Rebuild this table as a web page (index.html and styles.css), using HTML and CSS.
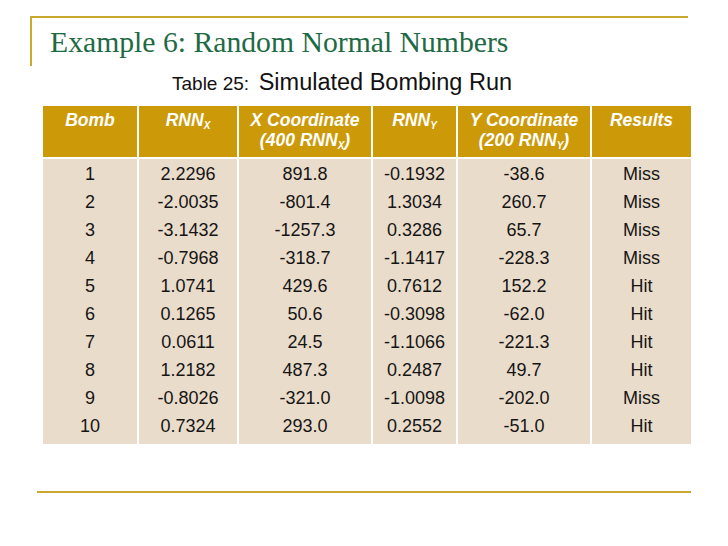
FILE: index.html
```html
<!DOCTYPE html>
<html>
<head>
<meta charset="utf-8">
<link rel="stylesheet" href="styles.css">
</head>
<body>
<div class="slide">
  <div class="frame">
    <h1 class="title">Example 6: Random Normal Numbers</h1>
  </div>
  <p class="caption"><span class="cap-small">Table 25:</span> Simulated Bombing Run</p>
  <table class="data">
    <colgroup>
      <col class="c1"><col class="c2"><col class="c3"><col class="c4"><col class="c5"><col class="c6">
    </colgroup>
    <thead>
      <tr>
        <th>Bomb</th>
        <th>RNN<sub>X</sub></th>
        <th>X Coordinate<br>(400 RNN<sub>X</sub>)</th>
        <th>RNN<sub>Y</sub></th>
        <th>Y Coordinate<br>(200 RNN<sub>Y</sub>)</th>
        <th>Results</th>
      </tr>
    </thead>
    <tbody>
      <tr><td>1</td><td>2.2296</td><td>891.8</td><td>-0.1932</td><td>-38.6</td><td>Miss</td></tr>
      <tr><td>2</td><td>-2.0035</td><td>-801.4</td><td>1.3034</td><td>260.7</td><td>Miss</td></tr>
      <tr><td>3</td><td>-3.1432</td><td>-1257.3</td><td>0.3286</td><td>65.7</td><td>Miss</td></tr>
      <tr><td>4</td><td>-0.7968</td><td>-318.7</td><td>-1.1417</td><td>-228.3</td><td>Miss</td></tr>
      <tr><td>5</td><td>1.0741</td><td>429.6</td><td>0.7612</td><td>152.2</td><td>Hit</td></tr>
      <tr><td>6</td><td>0.1265</td><td>50.6</td><td>-0.3098</td><td>-62.0</td><td>Hit</td></tr>
      <tr><td>7</td><td>0.0611</td><td>24.5</td><td>-1.1066</td><td>-221.3</td><td>Hit</td></tr>
      <tr><td>8</td><td>1.2182</td><td>487.3</td><td>0.2487</td><td>49.7</td><td>Hit</td></tr>
      <tr><td>9</td><td>-0.8026</td><td>-321.0</td><td>-1.0098</td><td>-202.0</td><td>Miss</td></tr>
      <tr><td>10</td><td>0.7324</td><td>293.0</td><td>0.2552</td><td>-51.0</td><td>Hit</td></tr>
    </tbody>
  </table>
  <div class="bottom-rule"></div>
</div>
</body>
</html>
```

FILE: styles.css
```css
html, body {
  margin: 0;
  padding: 0;
  background: #ffffff;
}

.slide {
  width: 728px;
  height: 546px;
  padding-top: 16px;
  box-sizing: border-box;
  font-family: "Liberation Sans", Arial, sans-serif;
}

.frame {
  margin-left: 30px;
  width: 656px;
  height: 48px;
  border-top: 2px solid #c9a82e;
  border-left: 2px solid #c9a82e;
}

.title {
  margin: 10px 0 0 18px;
  font-family: "Liberation Serif", "Times New Roman", serif;
  font-weight: normal;
  font-size: 29.7px;
  line-height: 28px;
  color: #1e6a44;
}

.caption {
  margin: 3px 0 0 172px;
  font-size: 23.5px;
  line-height: 26px;
  color: #111111;
}

.cap-small {
  font-size: 19px;
  margin-right: 3px;
}

.data {
  margin: 9px 0 0 43px;
  width: 648px;
  table-layout: fixed;
  border-collapse: collapse;
  color: #151515;
}

.c1 { width: 95px; }
.c2 { width: 100px; }
.c3 { width: 134px; }
.c4 { width: 85px; }
.c5 { width: 134px; }
.c6 { width: 100px; }

.data th,
.data td {
  padding: 0;
  text-align: center;
  border-left: 2px solid #ffffff;
}

.data th:first-child,
.data td:first-child {
  border-left: none;
}

.data th {
  background: #cc9a08;
  color: #ffffff;
  font-weight: bold;
  font-style: italic;
  font-size: 17.5px;
  line-height: 20px;
  height: 52px;
  box-sizing: border-box;
  padding-top: 4px;
  vertical-align: top;
  border-bottom: 2px solid #ffffff;
}

.data sub {
  font-size: 10px;
  line-height: 0;
  vertical-align: -3px;
}

.data td {
  background: #eadccb;
  font-size: 18px;
  line-height: 28px;
}

.data tbody tr:first-child td {
  padding-top: 1px;
}

.data tbody tr:last-child td {
  padding-bottom: 4px;
}

.bottom-rule {
  margin: 47px 0 0 37px;
  width: 654px;
  height: 2px;
  background: #c9a82e;
}
```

———

GIVEN EXERCISE: List all lines in the material containing the string "index".

EXERCISE ANSWER:
Rebuild this table as a web page (index.html and styles.css), using HTML and CSS.
FILE: index.html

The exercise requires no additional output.